Count lines holding the string "styles" in the data that follows. Reply with one number only.
--- Start ---
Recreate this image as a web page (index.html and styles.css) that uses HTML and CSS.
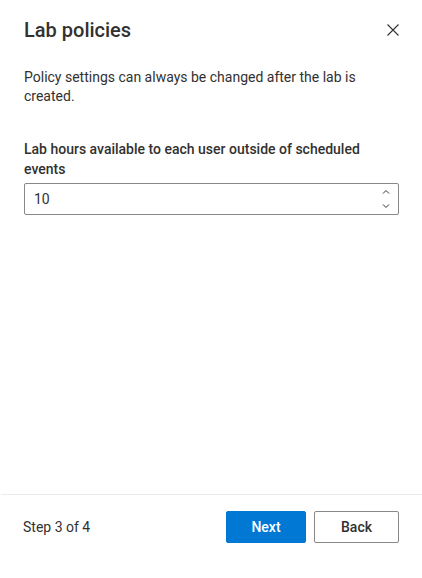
FILE: index.html
```html
<!DOCTYPE html>
<html>
<head>
<meta charset="utf-8">
<link rel="stylesheet" href="styles.css">
</head>
<body>
<div class="panel">
  <div class="content">
    <div class="header">
      <h1 class="title">Lab policies</h1>
      <button class="close" aria-label="Close">
        <svg width="12" height="12" viewBox="0 0 12 12"><path d="M0.5 0.5 L11.5 11.5 M11.5 0.5 L0.5 11.5" stroke="#323130" stroke-width="1.1" fill="none"/></svg>
      </button>
    </div>
    <p class="desc">Policy settings can always be changed after the lab is created.</p>
    <div class="field">
      <label class="label">Lab hours available to each user outside of scheduled events</label>
      <div class="input">
        <span class="value">10</span>
        <div class="spin">
          <svg width="8" height="6" viewBox="0 0 8 6"><path d="M1 4.5 L4 1.5 L7 4.5" stroke="#323130" stroke-width="1" fill="none"/></svg>
          <svg width="8" height="6" viewBox="0 0 8 6"><path d="M1 1.5 L4 4.5 L7 1.5" stroke="#323130" stroke-width="1" fill="none"/></svg>
        </div>
      </div>
    </div>
  </div>
  <div class="footer">
    <span class="step">Step 3 of 4</span>
    <div class="actions">
      <button class="btn primary">Next</button>
      <button class="btn secondary">Back</button>
    </div>
  </div>
</div>
</body>
</html>
```
FILE: styles.css
```css
* { box-sizing: border-box; }
html, body { margin: 0; padding: 0; background: #fff; }
body {
  font-family: Roboto, "Noto Sans", sans-serif;
  color: #323130;
  width: 422px;
  height: 578px;
}
.panel {
  display: flex;
  flex-direction: column;
  height: 578px;
}
.content {
  flex: 1;
  padding: 0 23px 0 24px;
}
.header {
  display: flex;
  justify-content: space-between;
  align-items: center;
  padding-top: 15px;
  height: 44px;
}
.title {
  margin: 0;
  font-size: 20px;
  font-weight: 500;
  line-height: 28px;
  color: #323130;
}
.close {
  border: none;
  background: none;
  padding: 0;
  width: 12px;
  height: 12px;
  margin: 1px 0 0 0;
  display: flex;
}
.desc {
  margin: 24px 0 0 0;
  font-size: 14px;
  line-height: 19px;
  color: #323130;
  padding-right: 40px;
}
.field { margin-top: 33px; }
.label {
  display: block;
  font-size: 14px;
  font-weight: 500;
  line-height: 20px;
  padding: 0 20px 4px 0;
}
.input {
  height: 32px;
  border: 1px solid #8a8886;
  border-radius: 2px;
  display: flex;
  align-items: center;
  justify-content: space-between;
  padding: 0 8px 0 9px;
}
.value { font-size: 14px; line-height: 20px; }
.spin {
  display: flex;
  flex-direction: column;
  gap: 8px;
}
.footer {
  border-top: 1px solid #edebe9;
  margin-left: 1px;
  height: 84px;
  display: flex;
  align-items: flex-start;
  justify-content: space-between;
  padding: 16px 23px 0 22px;
}
.step { font-size: 14px; line-height: 32px; }
.actions { display: flex; gap: 8px; }
.btn {
  height: 32px;
  border-radius: 2px;
  font-family: inherit;
  font-size: 14px;
  font-weight: 500;
  padding: 0 16px;
}
.primary {
  width: 80px;
  background: #0078d4;
  border: 1px solid #0078d4;
  color: #fff;
}
.secondary {
  width: 85px;
  background: #fff;
  border: 1px solid #8a8886;
  color: #323130;
}
```
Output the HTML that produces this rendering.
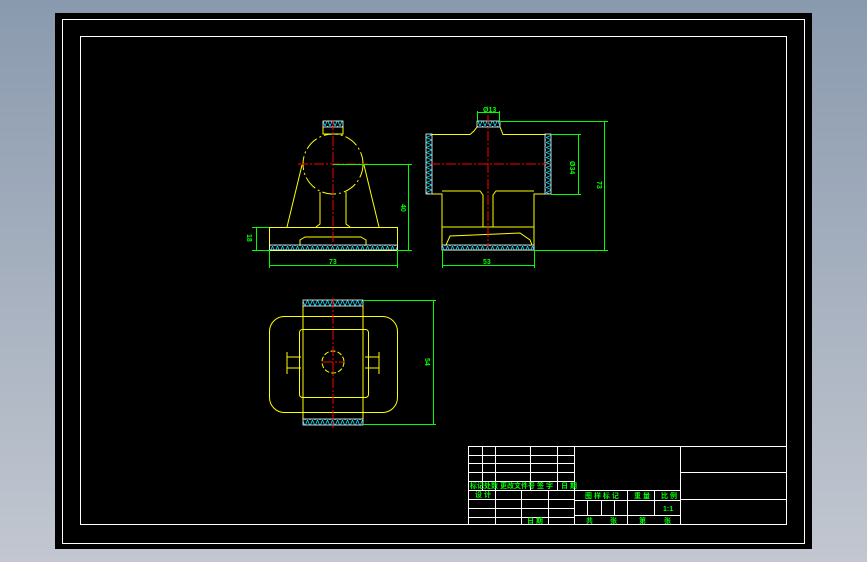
<!DOCTYPE html>
<html><head><meta charset="utf-8"><style>
html,body{margin:0;padding:0;width:867px;height:562px;overflow:hidden;background:linear-gradient(#8a9aae,#c2c7d0);}
svg{position:absolute;left:0;top:0}
text{font-family:"Liberation Sans","Noto Sans CJK SC",sans-serif;fill:#00ff00;font-size:7px;font-weight:bold}
</style></head><body>
<svg width="867" height="562" viewBox="0 0 867 562">
<defs>
<pattern id="h" width="5" height="6" patternUnits="userSpaceOnUse"><rect width="5" height="6" fill="#000"/><path d="M0 6L2.5 0L5 6" stroke="#00e5ff" stroke-width="0.8" fill="none"/></pattern>
<pattern id="hv" width="6" height="5" patternUnits="userSpaceOnUse"><rect width="6" height="5" fill="#000"/><path d="M6 0L0 2.5L6 5" stroke="#00e5ff" stroke-width="0.8" fill="none"/></pattern>
</defs>
<rect x="55" y="13" width="757" height="536" fill="#000"/>
<rect x="62.5" y="19.5" width="742" height="524" fill="none" stroke="#fff"/>
<rect x="80.5" y="36.5" width="706" height="488" fill="none" stroke="#fff"/>

<g fill="none" stroke="#ffff00" stroke-width="1">
<rect x="269.5" y="227.5" width="128" height="23"/>
<path d="M302 165 L287 227 M364 165 L379 227 M320 192 L320 224 L316 227 M346 192 L346 224 L350 227 M300 245 L300 240 L305 237 L361 237 L366 240 L366 245"/>
<circle cx="333" cy="164" r="30" stroke-dasharray="14 3 2 3"/>
<path d="M323 127 L323 134 L343 134 L343 127"/>
<path d="M432 134.5 L470 134.5 L474 131 L477 127 M500 127 L503 134.5 L545 134.5 M432 194 L442 194 L442 250 L534 250 L534 194 L545 194"/>
<path d="M442 191 L480 191 L483 195 L483 227 M534 191 L496 191 L493 195 L493 227 M442 227 L534 227 M446 245 L450 236 L520 233 L530 240 L532 245"/>
<rect x="269.5" y="316.5" width="128" height="96" rx="15"/>
<rect x="299.5" y="329.5" width="69" height="68" rx="3"/>
<path d="M303 306 L303 419 M363 306 L363 419"/>
<circle cx="333" cy="362" r="11" stroke-dasharray="5 2"/>
<path d="M287 352 L287 374 M287 357 L301 357 M287 368 L301 368 M379 352 L379 374 M365 357 L379 357 M365 368 L379 368"/>
</g>
<rect x="269.5" y="245" width="128" height="5" fill="url(#h)" stroke="#fff" stroke-width="0.8"/>
<rect x="323" y="121" width="20" height="6" fill="url(#h)" stroke="#fff" stroke-width="0.8"/>
<rect x="426" y="134" width="6" height="60" fill="url(#hv)" stroke="#fff" stroke-width="0.8"/>
<rect x="545" y="134" width="6" height="60" fill="url(#hv)" stroke="#fff" stroke-width="0.8"/>
<rect x="477" y="121" width="23" height="6" fill="url(#h)" stroke="#fff" stroke-width="0.8"/>
<rect x="442" y="245" width="92" height="5" fill="url(#h)" stroke="#fff" stroke-width="0.8"/>
<rect x="303" y="300" width="60" height="6" fill="url(#h)" stroke="#fff" stroke-width="0.8"/>
<rect x="303" y="419" width="60" height="6" fill="url(#h)" stroke="#fff" stroke-width="0.8"/>

<g stroke="#ff0000" stroke-width="1" stroke-dasharray="10 2 2 2">
<path d="M298 164 L368 164 M333 120 L333 246 M430 164 L548 164 M488 115 L488 248 M323 362 L343 362 M333 298 L333 428"/>
</g>
<g stroke="#00ff00" stroke-width="1" fill="none">
<path d="M333 164.5 L412 164.5 M408.5 164 L408.5 250 M397 250.5 L412 250.5 M256.5 227 L256.5 250 M252 227.5 L269 227.5 M252 250.5 L269 250.5 M269.5 250 L269.5 268 M397.5 250 L397.5 268 M269 265.5 L397 265.5"/>
<path d="M477.5 111 L477.5 121 M499.5 111 L499.5 121 M477 112.5 L500 112.5 M500 121.5 L608 121.5 M604.5 121 L604.5 250 M534 250.5 L608 250.5 M551 134.5 L581 134.5 M551 194.5 L581 194.5 M578.5 134 L578.5 194 M442.5 250 L442.5 268 M534.5 250 L534.5 268 M442 265.5 L534 265.5"/>
<path d="M363 300.5 L436 300.5 M363 424.5 L436 424.5 M433.5 300 L433.5 424"/>
</g>
<g font-size="7">
<text x="329" y="264">73</text><text x="483" y="264">53</text>
<text x="401" y="210" transform="rotate(90 404 207)">40</text>
<text x="246" y="241" transform="rotate(90 250 238)">18</text>
<text x="483" y="112">Ø13</text>
<text x="570" y="167" transform="rotate(90 573 164)">Ø34</text>
<text x="596" y="188" transform="rotate(90 600 185)">73</text>
<text x="424" y="365" transform="rotate(90 428 362)">54</text>
</g>

<g stroke="#fff" stroke-width="1" fill="none">
<rect x="468.5" y="446.5" width="318" height="78"/>
<path d="M574.5 446 L574.5 525 M680.5 446 L680.5 525 M680 472.5 L786 472.5 M680 499.5 L786 499.5"/>
<path d="M468 455.5 L574 455.5 M468 463.5 L574 463.5 M468 472.5 L574 472.5 M468 481.5 L574 481.5 M468 490.5 L680 490.5 M468 499.5 L574 499.5 M468 508.5 L574 508.5 M468 517.5 L574 517.5"/>
<path d="M482.5 446 L482.5 490 M495.5 446 L495.5 525 M530.5 446 L530.5 490 M557.5 446 L557.5 490 M521.5 490 L521.5 525 M548.5 490 L548.5 525"/>
<path d="M574 500.5 L680 500.5 M574 515.5 L680 515.5 M627.5 490 L627.5 525 M654.5 490 L654.5 515 M587.5 500 L587.5 515 M601.5 500 L601.5 515 M614.5 500 L614.5 515"/>
</g>
<g font-size="5">
<text x="470" y="488">标记</text><text x="484" y="488">处数</text><text x="500" y="488">更改文件号</text><text x="537" y="488">签 字</text><text x="561" y="488">日 期</text>
<text x="475" y="497">设 计</text><text x="527" y="523">日 期</text>
<text x="585" y="498">图 样 标 记</text><text x="634" y="498">重 量</text><text x="661" y="498">比 例</text>
<text x="663" y="511">1:1</text>
<text x="586" y="523">共</text><text x="610" y="523">张</text><text x="639" y="523">第</text><text x="664" y="523">张</text>
</g>
</svg>
</body></html>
--- End ---
◆ SOLVED EXERCISE ◆
3